Uncanny Magazine: “The Creeping Women” ends with a victory, of sorts. Do you feel that Jane and Jennie will get a happy ending?
Christopher Barzak: I do think it’s a victory of sorts, and I do think there will be at least a somewhat happy ending for Jane and Jennie. I’m not certain as to whether it will be pure and blissful happiness, but I do think it promises to be a future in which they will both have the chance to construct a life for themselves as they see fit, at least in their own domain, which Jennie will now inherit.
Uncanny Magazine: In discussing your well–received YA novel Wonders of the Invisible World, you’ve said that story was an attempt to save your family, to capture an emotion on the page. That is an intensely personal way to approach writing. What do you, ultimately, find more satisfying: reaching into the well of your own existence, or weaving something beautiful in the spaces and gaps of existing literature?

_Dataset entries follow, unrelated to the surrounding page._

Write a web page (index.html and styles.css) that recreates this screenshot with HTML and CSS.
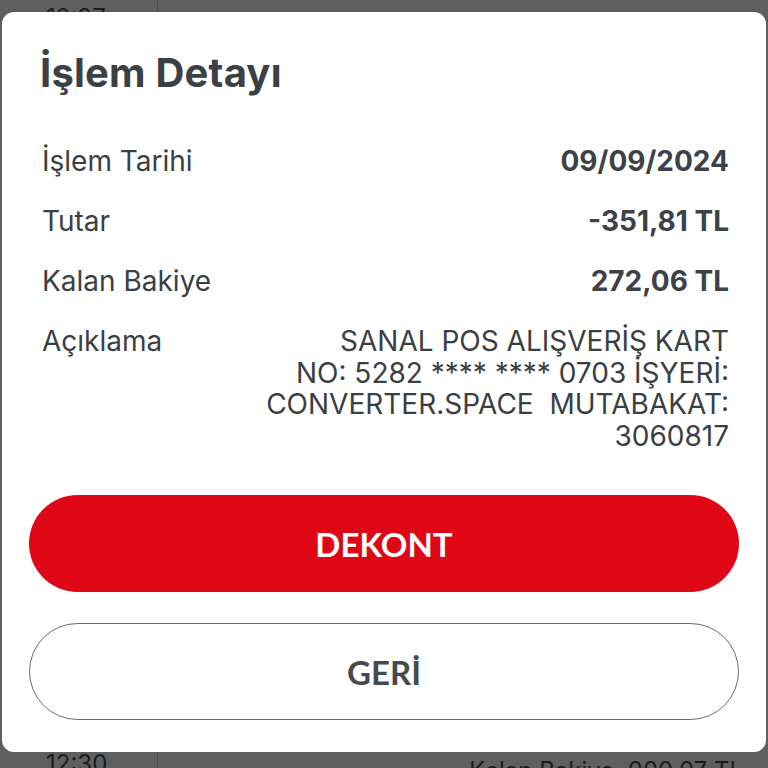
FILE: index.html
```html
<!DOCTYPE html>
<html lang="tr">
<head>
<meta charset="utf-8">
<title>İşlem Detayı</title>
<link rel="stylesheet" href="styles.css">
</head>
<body>
<div class="screen">
  <div class="list-strip list-strip--top">
    <div class="list-time list-time--top">12:37</div>
    <div class="list-body"></div>
  </div>

  <section class="modal">
    <h1 class="modal-title">İşlem Detayı</h1>
    <dl class="details">
      <div class="detail-row">
        <dt class="detail-label">İşlem Tarihi</dt>
        <dd class="detail-value">09/09/2024</dd>
      </div>
      <div class="detail-row">
        <dt class="detail-label">Tutar</dt>
        <dd class="detail-value">-351,81 TL</dd>
      </div>
      <div class="detail-row">
        <dt class="detail-label">Kalan Bakiye</dt>
        <dd class="detail-value">272,06 TL</dd>
      </div>
      <div class="detail-row">
        <dt class="detail-label">Açıklama</dt>
        <dd class="detail-value detail-value--desc">SANAL POS ALIŞVERİŞ KART<br>NO: 5282 **** **** 0703 İŞYERİ:<br>CONVERTER.SPACE&nbsp; MUTABAKAT:<br>3060817</dd>
      </div>
    </dl>
    <div class="actions">
      <button class="btn btn--primary">DEKONT</button>
      <button class="btn btn--outline">GERİ</button>
    </div>
  </section>

  <div class="list-strip list-strip--bottom">
    <div class="list-time list-time--bottom">12:30</div>
    <div class="list-body list-body--bottom">Kalan Bakiye&nbsp;&nbsp;000,07 TL</div>
  </div>
</div>
</body>
</html>
```

FILE: styles.css
```css
* { box-sizing: border-box; }

html, body {
  margin: 0;
  padding: 0;
}

body {
  background: #5f5f5f;
  font-family: Inter, Lato, "Liberation Sans", sans-serif;
  color: #3c4247;
}

.screen {
  width: 768px;
  height: 768px;
  display: flex;
  flex-direction: column;
  overflow: hidden;
}

.list-strip {
  display: flex;
  overflow: hidden;
  flex: none;
  color: #1c1c1c;
}

.list-strip--top {
  height: 12px;
}

.list-strip--bottom {
  height: 16px;
}

.list-time {
  width: 158px;
  flex: none;
  border-right: 1px solid #4f4f4f;
  display: flex;
  align-items: flex-start;
  padding-left: 46px;
  font-size: 24px;
  line-height: 1;
}

.list-time--top {
  padding-top: 6px;
}

.list-body {
  flex: 1;
}

.list-body--bottom {
  text-align: right;
  padding-right: 25px;
  padding-top: 7px;
  font-size: 24px;
  line-height: 1;
}

.modal {
  flex: none;
  height: 740px;
  margin: 0 2px;
  background: #ffffff;
  border-radius: 12px;
  padding: 38px 27px 32px;
  display: flex;
  flex-direction: column;
}

.modal-title {
  margin: 0;
  padding: 0 11px;
  font-size: 40px;
  line-height: 46px;
  font-weight: 700;
  color: #3b4045;
  letter-spacing: 0.2px;
}

.details {
  margin: 50px 0 0;
  padding: 0 10px 0 13px;
  display: flex;
  flex-direction: column;
  gap: 28.5px;
}

.detail-row {
  display: flex;
  justify-content: space-between;
  align-items: flex-start;
  font-size: 28px;
  line-height: 31.5px;
}

.detail-label {
  flex: none;
  color: #3a3f44;
}

.detail-value {
  margin: 0;
  font-weight: 700;
  text-align: right;
  color: #3c4247;
}

.detail-value--desc {
  font-weight: 400;
  color: #3a3f44;
}

.actions {
  margin-top: 43px;
  display: flex;
  flex-direction: column;
  gap: 31px;
}

.btn {
  height: 97px;
  width: 100%;
  border-radius: 49px;
  font-family: Lato, Inter, sans-serif;
  font-size: 33px;
  font-weight: 700;
  cursor: pointer;
}

.btn--primary {
  background: #df0715;
  border: none;
  color: #ffffff;
}

.btn--outline {
  background: #ffffff;
  border: 1.5px solid #6a6a6a;
  color: #454a4f;
}
```
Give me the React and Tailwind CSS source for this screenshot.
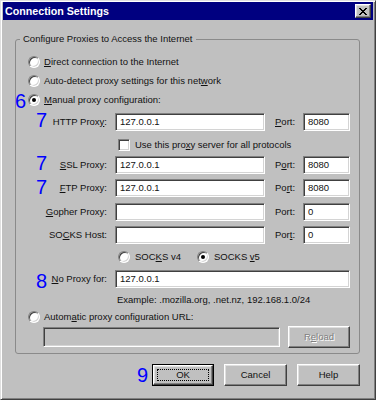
import React from 'react';

const sunken =
  'border border-t-[#808080] border-l-[#808080] border-r-white border-b-white shadow-[inset_1px_1px_0_#404040,inset_-1px_-1px_0_#d4d4d4]';
const raised =
  'border border-t-white border-l-white border-r-[#404040] border-b-[#404040] shadow-[inset_-1px_-1px_0_#808080,inset_1px_1px_0_#dfdfdf]';

function Field({ className = '', disabled, children }) {
  return (
    <div
      className={`h-[18px] flex items-center pl-[4px] text-[#111] ${sunken} ${disabled ? 'bg-[#c0c0c0]' : 'bg-white'} ${className}`}
    >
      {children}
    </div>
  );
}

function Radio({ checked }) {
  return (
    <span
      className={`relative shrink-0 w-[12px] h-[12px] rounded-full bg-white ${sunken} flex items-center justify-center`}
    >
      {checked && <span className="w-[4px] h-[4px] rounded-full bg-black" />}
    </span>
  );
}

function Num({ children, className = '' }) {
  return (
    <span className={`text-[20px] leading-[20px] text-[#0000ff] ${className}`}>{children}</span>
  );
}

// label | host field | port label | port field
function PortRow({ className = '', num, numClass = '', label, value, portLabel, portValue }) {
  return (
    <div className={`relative flex items-center h-[18px] ${className}`}>
      {num && <Num className={`absolute left-[20px] ${numClass}`}>{num}</Num>}
      <div className="w-[91px] text-right">{label}</div>
      <Field className="ml-[8px] w-[150px]">{value}</Field>
      <div className="ml-[10px] w-[28px]">{portLabel}</div>
      <Field className="w-[47px]">{portValue}</Field>
    </div>
  );
}

export default function App() {
  return (
    <div
      className={`w-[376px] h-[400px] bg-[#c0c0c0] px-[2px] pt-[1px] text-[9.5px] leading-[12px] text-[#111] font-['Liberation_Sans',Arial,sans-serif] border border-t-[#dfdfdf] border-l-[#dfdfdf] border-r-[#404040] border-b-[#404040] shadow-[inset_1px_1px_0_#fff,inset_-1px_-1px_0_#808080]`}
    >
      {/* Title bar */}
      <div className="h-[18px] bg-[#000080] flex items-center pl-[2px] pr-[2px]">
        <span className="text-white font-bold text-[10.7px]">Connection Settings</span>
        <div className={`ml-auto w-[16px] h-[14px] bg-[#c0c0c0] flex items-center justify-center ${raised}`}>
          <svg width="8" height="7" viewBox="0 0 8 7" shapeRendering="crispEdges">
            <path
              fill="#000"
              d="M0 0h2v1H0z M6 0h2v1H6z M1 1h2v1H1z M5 1h2v1H5z M2 2h4v1H2z M3 3h2v1H3z M2 4h4v1H2z M1 5h2v1H1z M5 5h2v1H5z M0 6h2v1H0z M6 6h2v1H6z"
            />
          </svg>
        </div>
      </div>

      <div className="pl-[12px]">
        <fieldset className="mt-[13px] w-[345px] border border-[#8a8a8a] rounded-[3px] pb-[5px]">
          <legend className="ml-[4px] px-[3px] leading-[12px]">Configure Proxies to Access the Internet</legend>

          <div className="mt-[7px] h-[19px] flex items-center pl-[12px]">
            <Radio />
            <span className="ml-[4px]"><u>D</u>irect connection to the Internet</span>
          </div>
          <div className="h-[19px] flex items-center pl-[12px]">
            <Radio />
            <span className="ml-[4px]">Auto-detect proxy settings for this net<u>w</u>ork</span>
          </div>
          <div className="relative h-[19px] flex items-center pl-[12px]">
            <Num className="absolute left-[-1px] top-[1px]">6</Num>
            <Radio checked />
            <span className="ml-[4px]"><u>M</u>anual proxy configuration:</span>
          </div>

          <PortRow
            className="mt-[4px]"
            num="7"
            numClass="top-[-3px]"
            label={<>HTTP Prox<u>y</u>:</>}
            value="127.0.0.1"
            portLabel={<><u>P</u>ort:</>}
            portValue="8080"
          />

          <div className="mt-[5px] h-[18px] flex items-center pl-[102px]">
            <span className={`w-[12px] h-[12px] bg-white ${sunken}`} />
            <span className="ml-[5px]">Use this pro<u>x</u>y server for all protocols</span>
          </div>

          <PortRow
            className="mt-[2px]"
            num="7"
            numClass="top-[-3px]"
            label={<><u>S</u>SL Proxy:</>}
            value="127.0.0.1"
            portLabel={<>P<u>o</u>rt:</>}
            portValue="8080"
          />
          <PortRow
            className="mt-[5px]"
            num="7"
            numClass="top-[-2px]"
            label={<><u>F</u>TP Proxy:</>}
            value="127.0.0.1"
            portLabel={<>Po<u>r</u>t:</>}
            portValue="8080"
          />
          <PortRow
            className="mt-[6px]"
            label={<><u>G</u>opher Proxy:</>}
            value=""
            portLabel="Port:"
            portValue="0"
          />
          <PortRow
            className="mt-[5px]"
            label={<>SO<u>C</u>KS Host:</>}
            value=""
            portLabel={<>Por<u>t</u>:</>}
            portValue="0"
          />

          <div className="mt-[4px] h-[18px] flex items-center pl-[102px]">
            <Radio />
            <span className="ml-[5px]">SOC<u>K</u>S v4</span>
            <span className="ml-[16px]"><Radio checked /></span>
            <span className="ml-[5px]">SOCKS <u>v</u>5</span>
          </div>

          <div className="relative mt-[4px] h-[18px] flex items-center">
            <Num className="absolute left-[20px] top-[1px]">8</Num>
            <div className="w-[91px] text-right"><u>N</u>o Proxy for:</div>
            <Field className="ml-[8px] w-[235px]">127.0.0.1</Field>
          </div>

          <div className="mt-[4px] h-[16px] flex items-center pl-[101px]">
            Example: .mozilla.org, .net.nz, 192.168.1.0/24
          </div>

          <div className="h-[17px] flex items-center pl-[12px]">
            <Radio />
            <span className="ml-[4px]">Autom<u>a</u>tic proxy configuration URL:</span>
          </div>

          <div className="mt-[1px] h-[22px] flex items-center pl-[27px]">
            <Field disabled className="!h-[20px] w-[237px]" />
            <div
              className={`ml-[8px] w-[62px] h-[22px] flex items-center justify-center text-[#808080] [text-shadow:1px_1px_0_#fff] ${raised}`}
            >
              R<u>e</u>load
            </div>
          </div>
        </fieldset>

        <div className="mt-[10px] w-[345px] flex items-center justify-end">
          <Num className="mr-[4px]">9</Num>
          <div className="w-[62px] h-[22px] border border-black">
            <div className={`w-full h-full flex items-center justify-center p-[3px] ${raised}`}>
              <div className="w-full h-full flex items-center justify-center border border-dotted border-black">OK</div>
            </div>
          </div>
          <div className={`ml-[10px] w-[63px] h-[22px] flex items-center justify-center ${raised}`}>Cancel</div>
          <div className={`ml-[10px] w-[63px] h-[22px] flex items-center justify-center ${raised}`}>Help</div>
        </div>
      </div>
    </div>
  );
}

Christopher Barzak: Honestly, both kinds of writing satisfy me. And also the other types of writing I do provide their own satisfactions. They all satisfy in different ways, of course. One is a more emotional satisfaction, the other a bit more cerebral or intellectual, though neither are just one or the other, to be sure. I enjoy rethinking existing literature, reinventing it and repurposing it, and I find the act of rendering personal stories (however fantastical a sheen they have) meaningful and entertaining for an unknown readership to be a deeply satisfying act.
Uncanny Magazine: Thank you for sharing your thoughts with us!